My coffee story starts as a high school dropout at 17 years old with an itch to grind and a huge ego. I always felt that school was a waste of time, despite the negative resentment from my friends and family. Wanting to prove everybody wrong, I wanted to start a business. I wanted to "take on" Starbucks to prove myself to the world that I'm not a failure.
My vision to create the next Starbucks died quickly. I was way in over my head. Opening a cafe is not easy; it requires upstart funds, regulations, licenses, and coffee knowledge that I lacked. Instead, I decided to start learning about the basics of coffee.
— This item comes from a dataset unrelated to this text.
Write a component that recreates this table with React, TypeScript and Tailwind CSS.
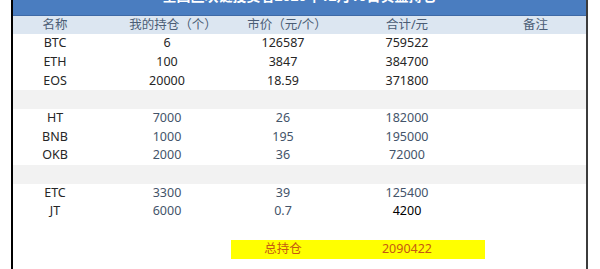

The first step in that journey was learning how to roast green coffee beans. In the beginning, I started off using pans or ovens to roast coffee that I got from some local green coffee suppliers. It took a lot of time for not enough reward but I wasn’t able to afford a commercial roaster at the time which could cost over $10,000. So instead, I built my own.
It was crude and janky, but it worked. I started to sell coffee locally around my neighborhood and was even able to secure my most prominent client, Glendale Unified School District. But unfortunately, I still couldn’t compete with the larger industrial coffee suppliers. So I figured, if I can’t beat them, I’ll try sourcing coffee to sell to them.
I spontaneously went on a 2 month journey to South America, visiting coffee plantations and immersing myself in the coffee trade. I was surprised to learn many things about the coffee trade that I had never even thought about:
- Shipping coffee is more expensive than the coffee beans themselves because beans take up a lot of space, so volume drives up shipping costs
- Some coffee trees take more than 10 years to mature
- Coffee ripens unevenly, meaning that harvesting is a year-long process
All these factors were something I never considered when I bought a $4 coffee at Starbucks. As my coffee obsession grew, I began to question why coffee is consumed as a drink but not in any other form. Why are we so formulaic and precise with our measurements to output a liquid without seeing all the alternatives that coffee can offer? That was when the idea of the solid coffee bar was born.
COBA is the result of years of experimentation and education. The first version of COBA was pretty disgusting, but after learning more about the grinding, roasting, and sourcing processes we were able to create better and better versions of COBA. It took three years and 200+ iterations to finally create a coffee bar that everyone enjoyed. That final iteration is COBA, The Coffee Bar.